2. Description of Prior Art
Today attendance at sporting, social and cultural events held in arenas, auditoriums and concert halls can be expensive and present travel difficulties, provided tickets are available for the event. Many events are covered by live TV broadcasts, which fail to give the viewer, the impression of being virtually present at the event. Enhancing the audio accompanying the TV presentation could contribute to providing a viewer with the impression of being virtually present at an event. Moreover, the impression could be further enhanced if the viewer could remotely control the origination of the audio in the arena to provide the viewer with the sensation of sitting in his/her favorite seat and, if desired, repositioning his/her seat for a better location in the arena, auditorium or concert hall.
Prior art related, virtual sound systems accompanying TV broadcast include:
(A) international Publication WO 01/52526 A2, entitled, “System and Method for Real Time Video Production and Multi-Casting”, published Jul. 19, 2001, “discloses a method for broadcasting a show in a video production environment having a processing server in communication with one or more clients. The processor server receives requests from clients for one or more show segments. The server assembles the show segments to produce a single video clip and sends the video clip as a whole unit to the requested client. The video clip is buffered at the requesting client, whereby the buffering permits the requested client to continue to display the video clip.
(B) International Publication No. WO99/21164, published Apr. 29, 1999, entitled, “A Method in a System for Processing a Virtual Acoustic Environment”, discloses a system intended to transfer a virtual environment as a datastream into a receiver and/or reproducing device. The datastream is stored in a memory in which there is stored a type or types of filters, a transfer function used by the system and creating a virtual environment. The receiver receives in the datastream parameters, which are used for modeling the surfaces within the virtual environment. With the aid of these data and stored filter types and transfer functions, the receiver creates a filter bank, which corresponds to the acoustic characteristics of the environment to be created. During operation, receiver receives the datastream, which is supplied to the filter bank created by the receiver and as a result a process sound lets the user listening to the sound receive an impression of the desired virtual environment.
(C) International Publication WO99/57900, published Nov. 11, 1999, entitled, “Video Phone with Enhanced User-Defined Imaging System”, discloses a video phone, which allows a presentation of a scene composed of a user plus environment plus composed of a scene (composed of user plus environment) to be perceived by a viewer. An imaging system perceived the user scene extracts essential information describing the user's sensory appearance along with that of the environment. A distribution system transmits this information from the user's locale to the viewer's locale. A presentation system uses the essential information and the formatting information to construct a presentation of the scene's appearance for the viewer to perceive.
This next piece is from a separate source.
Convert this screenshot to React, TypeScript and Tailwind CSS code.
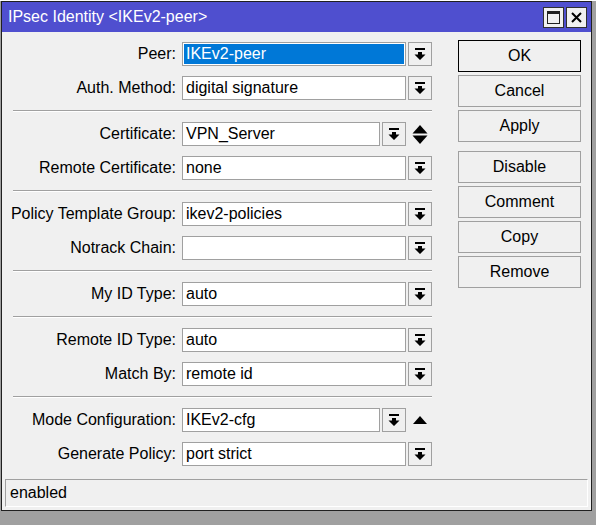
import React from "react";

const DropIcon = () => (
  <svg width="12" height="13" viewBox="0 0 12 13">
    <rect x="1" y="0" width="10" height="2" fill="#000" />
    <path d="M4 4 H8 V6.5 H11.5 L6 12 L0.5 6.5 H4 Z" fill="#000" />
  </svg>
);

const DropBtn = () => (
  <div className="w-[24px] h-[24px] border border-[#a0a0a0] bg-[#f0f0f0] flex items-center justify-center shrink-0">
    <DropIcon />
  </div>
);

type RowProps = {
  label: string;
  value: string;
  selected?: boolean;
  extra?: "updown" | "up";
};

const Row = ({ label, value, selected, extra }: RowProps) => (
  <div className="flex items-center h-[24px]">
    <div className="w-[180px] text-right pr-[6px] shrink-0 whitespace-nowrap">{label}:</div>
    <div className={`${extra ? "w-[198px]" : "w-[224px]"} h-[24px] border border-[#a0a0a0] bg-white p-[1px] shrink-0`}>
      <div className={`h-full flex items-center pl-[2px] ${selected ? "bg-[#0078d7] text-white" : ""}`}>{value}</div>
    </div>
    <div className="ml-[2px]">
      <DropBtn />
    </div>
    {extra === "updown" && (
      <div className="ml-[6px] flex flex-col items-center">
        <svg width="16" height="19" viewBox="0 0 16 19">
          <path d="M8 0 L15.5 8.5 H0.5 Z" fill="#000" />
          <path d="M0.5 10.5 H15.5 L8 19 Z" fill="#000" />
        </svg>
      </div>
    )}
    {extra === "up" && (
      <div className="ml-[7px] flex items-center">
        <svg width="14" height="9" viewBox="0 0 14 9">
          <path d="M7 0 L14 8 H0 Z" fill="#000" />
        </svg>
      </div>
    )}
  </div>
);

const Sep = () => <div className="my-[10px] h-[1px] bg-[#a0a0a0] border-b border-white box-content ml-[11px] w-[419px]" />;

const Btn = ({ label, primary }: { label: string; primary?: boolean }) => (
  <div
    className={`w-[123px] h-[32px] flex items-center justify-center bg-[#f0f0f0] border ${
      primary ? "border-black" : "border-[#a0a0a0]"
    }`}
  >
    {label}
  </div>
);

export default function App() {
  return (
    <div
      className="w-[596px] h-[525px] bg-[#a0a0a0] relative overflow-hidden text-[16px] text-black"
      style={{ fontFamily: '"Liberation Sans", Arial, sans-serif' }}
    >
      <div className="h-[1px] bg-white w-full" />
      <div className="ml-[1px] w-[591px] h-[510px] border border-[#202020] bg-[#f0f0f0] flex flex-col">
        {/* title bar */}
        <div className="h-[30px] bg-[#4f4fcf] flex items-center justify-between pl-[6px] pr-[4px] shrink-0">
          <div className="text-white text-[16px]">IPsec Identity &lt;IKEv2-peer&gt;</div>
          <div className="flex gap-[2px]">
            <div className="w-[21px] h-[21px] bg-[#f0f0f0] border border-[#303030] flex items-center justify-center">
              <div className="w-[13px] h-[13px] border border-[#202020] border-t-[3px]" />
            </div>
            <div className="w-[21px] h-[21px] bg-[#f0f0f0] border border-[#303030] flex items-center justify-center">
              <svg width="11" height="11" viewBox="0 0 11 11">
                <path d="M1 1 L10 10 M10 1 L1 10" stroke="#000" strokeWidth="2" />
              </svg>
            </div>
          </div>
        </div>
        {/* body */}
        <div className="flex flex-1 pt-[10px]">
          <div className="w-[456px] flex flex-col">
            <div className="flex flex-col gap-[10px]">
              <Row label="Peer" value="IKEv2-peer" selected />
              <Row label="Auth. Method" value="digital signature" />
            </div>
            <Sep />
            <div className="flex flex-col gap-[10px]">
              <Row label="Certificate" value="VPN_Server" extra="updown" />
              <Row label="Remote Certificate" value="none" />
            </div>
            <Sep />
            <div className="flex flex-col gap-[10px]">
              <Row label="Policy Template Group" value="ikev2-policies" />
              <Row label="Notrack Chain" value="" />
            </div>
            <Sep />
            <div className="flex flex-col gap-[10px]">
              <Row label="My ID Type" value="auto" />
            </div>
            <Sep />
            <div className="flex flex-col gap-[10px]">
              <Row label="Remote ID Type" value="auto" />
              <Row label="Match By" value="remote id" />
            </div>
            <Sep />
            <div className="flex flex-col gap-[10px]">
              <Row label="Mode Configuration" value="IKEv2-cfg" extra="up" />
              <Row label="Generate Policy" value="port strict" />
            </div>
          </div>
          <div className="flex flex-col -mt-[2px]">
            <div className="flex flex-col gap-[3px]">
              <Btn label="OK" primary />
              <Btn label="Cancel" />
              <Btn label="Apply" />
            </div>
            <div className="flex flex-col gap-[3px] mt-[9px]">
              <Btn label="Disable" />
              <Btn label="Comment" />
              <Btn label="Copy" />
              <Btn label="Remove" />
            </div>
          </div>
        </div>
        {/* status bar */}
        <div className="mx-[3px] mb-[3px] h-[28px] border border-[#a0a0a0] border-r-white border-b-white flex items-center pl-[4px]">
          enabled
        </div>
      </div>
    </div>
  );
}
A library of presentation/construction formatting may be employed to contribute information that is used along with abstracted essential information to create the presentation for the viewer.
(D) U.S. Pat. No. 5,495,576, issued Feb. 27, 1996, entitled, “Panoramic Image-Based Virtual Realty/Telepresence Audio-Visual System and Method”, discloses a display system for virtual interaction with recorded images. A plurality of positionable sensor means of mutually angular relation, enables substantially continuous coverage of a three-dimensional subject. The sensor recorder communicates with the sensor and is operative to store and generate sensor signals representing the subject. A signal processing means communicates with a sensor and recorder. The processor receives the sensor signals from the recorder and is operable to textual map virtual images represented by the signal's sensor signals on to a three-dimensional form. A panoramic audio-visual display assembly communicates with the signal processor and enables display to the viewer of a texture map virtual image. The viewer has control means communicating with a single processor and enabling interactive manipulation of the texture map virtual images by the viewer by operating the interactive input device. A host computer manipulates a computer generated world model by assigning actions to subjects in the computer generated world model based upon actions by another subject in the computer generated world model.
None of the prior art discloses a viewer controlled audio system for enhancing a “live” TV broadcast of an event at an arena, auditorium or concert hall, the system providing the viewer with an audio effect of being virtually present at the event in a seat of his or her choice, which may be changed to another location, according to the desires of the viewer.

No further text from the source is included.